2. Carocci, Roma 2023.
3. Da leggere in proposito è la testimonianza di Hans Werner Henze, Una voce vulnerabile, in Luca Aversano e Jacopo Pellegrini (a cura di), Mille e una Callas. Voci e studi, Macerata, Quodlibet, 2016.pp. 363-366. Henze scrive: “Insieme a Ingeborg Bachmann abbiamo passato una settimana a Milano, seguendo tutte le prove di Visconti, che curava le riprese della sua Traviata per la seconda stagione […] Andavamo a colazione con lui al Biffi Scala, c’era la Maria, il marito”, V. anche, di Hans Werner Henze, Canti di viaggio. Una vita, a cura di Lidia Bramani, il Saggiatore, Milano 2005, pp.149, 191-192.

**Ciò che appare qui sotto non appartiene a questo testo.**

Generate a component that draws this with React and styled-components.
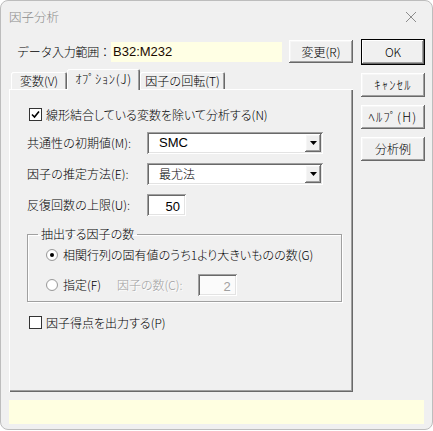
import React from 'react'
import styled, { createGlobalStyle, css } from 'styled-components'

const GlobalStyle = createGlobalStyle`
  html, body {
    margin: 0;
    background: #ffffff;
  }
  body {
    font-family: "Noto Sans CJK JP", "Noto Sans", sans-serif;
    font-size: 12px;
    font-weight: 300;
    font-feature-settings: "palt";
    color: #000;
  }
  * { box-sizing: border-box; }
`;

const raised = css`
  background: #f0f0f0;
  box-shadow:
    inset -1px -1px #696969,
    inset 1px 1px #ffffff,
    inset -2px -2px #a0a0a0,
    inset 2px 2px #f6f6f6;
`;

const sunken = css`
  box-shadow:
    inset 1px 1px #a0a0a0,
    inset -1px -1px #ffffff,
    inset 2px 2px #696969,
    inset -2px -2px #e3e3e3;
`;

// half-width katakana labels (ｷｬﾝｾﾙ etc.) are narrow in Noto, open them up a bit
const halfKana = css`
  font-size: 12.5px;
  letter-spacing: 1.2px;
`;

const Window = styled.div`
  width: 433px;
  height: 430px;
  border: 1px solid #bdbdbd;
  border-radius: 8px;
  background: #f0f0f0;
  display: flex;
  flex-direction: column;
  overflow: hidden;
`;

const TitleBar = styled.div`
  height: 31px;
  flex-shrink: 0;
  display: flex;
  align-items: center;
  justify-content: space-between;
  padding: 0 15px 0 8px;
  color: #8c8c8c;
  font-size: 12.5px;
`;

const Body = styled.div`
  padding: 7px 8px 0 8px;
  display: flex;
  flex-direction: column;
`;

const MainRow = styled.div`
  display: flex;
  align-items: flex-start;
`;

const LeftColumn = styled.div`
  width: 344px;
  display: flex;
  flex-direction: column;
`;

const RightColumn = styled.div`
  margin-left: 8px;
  width: 64px;
  display: flex;
  flex-direction: column;
  gap: 8px;
`;

const TopRow = styled.div`
  margin-top: 1px;
  height: 23px;
  display: flex;
  align-items: center;
  padding-left: 8px;
`;

const RangeLabel = styled.span`
  width: 94px;
  line-height: 14px;
  white-space: nowrap;
  font-feature-settings: normal;
  letter-spacing: -0.3px;
`;

const RangeField = styled.div`
  width: 171px;
  height: 20px;
  background: #ffffe4;
  padding-left: 2px;
  display: flex;
  align-items: center;
  font-family: "Liberation Sans", "Noto Sans", sans-serif;
  font-size: 13px;
  color: #1a0a00;
`;

const Button = styled.button`
  ${raised};
  width: 64px;
  height: ${p => p.$h || 24}px;
  border: none;
  padding: 0;
  margin: 0;
  margin-left: ${p => p.$ml || 0}px;
  font-family: inherit;
  font-size: 12px;
  font-weight: inherit;
  font-feature-settings: normal;
  color: #000;
  line-height: 14px;
  white-space: nowrap;
  ${p => p.$kana && halfKana}
  ${p => p.$default && css`
    box-shadow:
      inset 0 0 0 1px #000,
      inset -2px -2px #696969,
      inset 2px 2px #ffffff,
      inset -3px -3px #a0a0a0;
  `}
`;

const TabStrip = styled.div`
  margin-top: 6px;
  height: 20px;
  display: flex;
  align-items: flex-end;
  padding-left: 2px;
  position: relative;
  z-index: 1;
`;

const Tab = styled.div`
  width: ${p => p.$w}px;
  height: ${p => (p.$active ? 21 : 17)}px;
  margin-bottom: ${p => (p.$active ? -1 : 0)}px;
  background: #f0f0f0;
  border-top-left-radius: 2px;
  border-top-right-radius: 2px;
  box-shadow:
    inset 1px 1px #ffffff,
    inset -1px 0 #696969,
    inset -2px 0 #a0a0a0;
  display: flex;
  align-items: ${p => (p.$active ? 'flex-start' : 'center')};
  padding-top: ${p => (p.$active ? 3 : 0)}px;
  justify-content: center;
  line-height: 14px;
  white-space: nowrap;
  font-feature-settings: normal;
  ${p => p.$kana && css`
    font-size: 12.5px;
    letter-spacing: 0.6px;
  `}
`;

const Panel = styled.div`
  height: 303px;
  background: #f0f0f0;
  box-shadow:
    inset 1px 1px #ffffff,
    inset -1px -1px #696969,
    inset -2px -2px #a0a0a0;
  padding: 0 17px 0 18px;
  display: flex;
  flex-direction: column;
`;

const CheckRow = styled.label`
  margin-top: ${p => p.$mt}px;
  margin-left: 2px;
  height: 13px;
  display: flex;
  align-items: center;
  gap: 4px;
  line-height: 14px;
  white-space: nowrap;
`;

const CheckBox = styled.span`
  width: 13px;
  height: 13px;
  flex-shrink: 0;
  background: #fff;
  border: 1px solid #333;
  display: flex;
  align-items: center;
  justify-content: center;
`;

const FieldRow = styled.div`
  margin-top: ${p => p.$mt}px;
  height: 22px;
  display: flex;
  align-items: center;
`;

const FieldLabel = styled.span`
  width: 120px;
  line-height: 14px;
  white-space: nowrap;
  font-feature-settings: normal;
`;

const Combo = styled.div`
  ${sunken};
  width: 176px;
  height: 22px;
  background: #fff;
  display: flex;
  align-items: center;
  padding: 2px 2px 2px 12px;
`;

const ComboText = styled.span`
  flex: 1;
  line-height: 14px;
  font-family: ${p => (p.$latin ? '"Liberation Sans", sans-serif' : 'inherit')};
  font-size: ${p => (p.$latin ? 13 : 12)}px;
`;

const ArrowButton = styled.span`
  ${raised};
  width: 16px;
  height: 18px;
  display: flex;
  align-items: center;
  justify-content: center;
`;

const NumberBox = styled.div`
  ${sunken};
  width: ${p => p.$w}px;
  height: ${p => p.$h}px;
  background: ${p => (p.$disabled ? '#fbfbfb' : '#fff')};
  color: ${p => (p.$disabled ? '#a0a0a0' : '#000')};
  margin-left: ${p => p.$ml || 0}px;
  display: flex;
  align-items: center;
  justify-content: flex-end;
  padding: 3px 6px 0 0;
  font-family: "Liberation Sans", sans-serif;
  font-size: 13px;
`;

const GroupBox = styled.fieldset`
  margin: 11px 0 0 0;
  padding: 0 0 5px 0;
  width: 315px;
  border: 1px solid #a0a0a0;
  box-shadow: inset 1px 1px #ffffff, 1px 1px #ffffff;
  display: flex;
  flex-direction: column;
`;

const Legend = styled.legend`
  margin-left: 10px;
  padding: 0 3px;
  line-height: 14px;
`;

const RadioRow = styled.div`
  margin-top: ${p => p.$mt}px;
  margin-left: 18px;
  height: ${p => p.$h}px;
  display: flex;
  align-items: center;
  line-height: 14px;
  white-space: nowrap;
`;

const Radio = styled.span`
  width: 12px;
  height: 12px;
  border-radius: 50%;
  flex-shrink: 0;
  margin-right: 5px;
  background: radial-gradient(circle, #ffffff 55%, #e8e8e8 100%);
  border: 1px solid #9a9a9a;
  display: flex;
  align-items: center;
  justify-content: center;
  &::after {
    content: '';
    width: 4px;
    height: 4px;
    border-radius: 50%;
    background: ${p => (p.$checked ? '#000' : 'transparent')};
  }
`;

const DisabledText = styled.span`
  margin-left: ${p => p.$ml || 0}px;
  color: #a0a0a0;
  text-shadow: 1px 1px #ffffff;
`;

const StatusBar = styled.div`
  margin-top: 8px;
  height: 24px;
  background: #ffffe1;
`;

const CloseIcon = () => (
  <svg width="12" height="12" viewBox="0 0 12 12">
    <path d="M1 1 L11 11 M11 1 L1 11" stroke="#8c8c8c" strokeWidth="1" fill="none" />
  </svg>
);

const CheckMark = () => (
  <svg width="9" height="9" viewBox="0 0 9 9">
    <path d="M1 4.5 L3.5 7 L8 1.5" stroke="#000" strokeWidth="1.6" fill="none" />
  </svg>
);

const DownArrow = () => (
  <svg width="7" height="4" viewBox="0 0 7 4">
    <path d="M0 0 H7 L3.5 4 Z" fill="#000" />
  </svg>
);

const ComboBox = ({ value, latin }) => (
  <Combo>
    <ComboText $latin={latin}>{value}</ComboText>
    <ArrowButton><DownArrow /></ArrowButton>
  </Combo>
);

const App = () => {
  return (
    <>
      <GlobalStyle />
      <Window>
        <TitleBar>
          <span>因子分析</span>
          <CloseIcon />
        </TitleBar>
        <Body>
          <MainRow>
            <LeftColumn>
              <TopRow>
                <RangeLabel>データ入力範囲：</RangeLabel>
                <RangeField>B32:M232</RangeField>
                <Button $h={23} $ml={7}>変更(R)</Button>
              </TopRow>

              <TabStrip>
                <Tab $w={56}>変数(V)</Tab>
                <Tab $w={73} $active $kana>ｵﾌﾟｼｮﾝ(J)</Tab>
                <Tab $w={85}>因子の回転(T)</Tab>
              </TabStrip>

              <Panel>
                <CheckRow $mt={19}>
                  <CheckBox><CheckMark /></CheckBox>
                  線形結合している変数を除いて分析する(N)
                </CheckRow>

                <FieldRow $mt={11}>
                  <FieldLabel>共通性の初期値(M):</FieldLabel>
                  <ComboBox value="SMC" latin />
                </FieldRow>
                <FieldRow $mt={9}>
                  <FieldLabel>因子の推定方法(E):</FieldLabel>
                  <ComboBox value="最尤法" />
                </FieldRow>
                <FieldRow $mt={9}>
                  <FieldLabel>反復回数の上限(U):</FieldLabel>
                  <NumberBox $w={39} $h={22}>50</NumberBox>
                </FieldRow>

                <GroupBox>
                  <Legend>抽出する因子の数</Legend>
                  <RadioRow $mt={7} $h={14}>
                    <Radio $checked />
                    相関行列の固有値のうち1より大きいものの数(G)
                  </RadioRow>
                  <RadioRow $mt={12} $h={22}>
                    <Radio />
                    指定(F)
                    <DisabledText $ml={16}>因子の数(C):</DisabledText>
                    <NumberBox $w={39} $h={22} $ml={15} $disabled>2</NumberBox>
                  </RadioRow>
                </GroupBox>

                <CheckRow $mt={14}>
                  <CheckBox />
                  因子得点を出力する(P)
                </CheckRow>
              </Panel>
            </LeftColumn>

            <RightColumn>
              <Button $h={26} $default>OK</Button>
              <Button $h={24} $kana>ｷｬﾝｾﾙ</Button>
              <Button $h={24} $kana>ﾍﾙﾌﾟ(H)</Button>
              <Button $h={24}>分析例</Button>
            </RightColumn>
          </MainRow>
          <StatusBar />
        </Body>
      </Window>
    </>
  )
};

export default App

4. Grandissima cantante tedesca (1804-1860) che, oltre a essere interprete di Fidelio (Beethoven presente), di Zauberflöte e di Freischütz, del giovane Wagner (Rienzi in primis), è “la principale responsabile della vasta popolarità dei Capuleti in terra tedesca” (Fabrizio Della Seta, Bellini, Il Saggiatore, Milano 2022, p. 194). Non a caso una voce è dedicata a Schröder-Devrient, Wilhelmine in “Das Wagner Lexikon”, a cura di Daniel Brandenburg, Rainer Franke, Anno Mungen, Laaber-Velag, Laaber 2012, pp. 661-662.
5. R. Wagner, Attori e cantanti (1872) in “L’ideale di Bayreuth (1869-1879). Prose di Riccardo Wagner”, a cura di Ferruccio Amoroso, dedicato a Vincenzo Errante, Bompiani, Milano, 1940, pp. 220-221.
6. T. Celli, Una voce venuta da un altro secolo, in Maria Callas, Io, Maria. Lettere e memorie inedite, cit., pp. 527-550; qui in particolare la p. 550.   
7 Verdi disse in un incontro con Felix Philippi a Milano nell’inverno 1898-1899: “L’opera che ha sempre suscitato la mia più grande ammirazione è il Tristano. Di fronte a questa titanica costruzione resto sempre con immenso stupore: non si riesce a credere che l’abbia concepita e scritta un essere umano. Penso che il secondo atto sia una delle creazioni più sublimi dello spirito umano nel campo dell’invenzione musicale, in particolare per la tenerezza e la sensualità dell’espressione musicale e per la geniale strumentazione. Questo second’atto è meraviglioso… semplicemente meraviglioso”
8 Hans Mayer, Riccardo Wagner a Bayreuth 1878-1976, cit., pp. 103-104.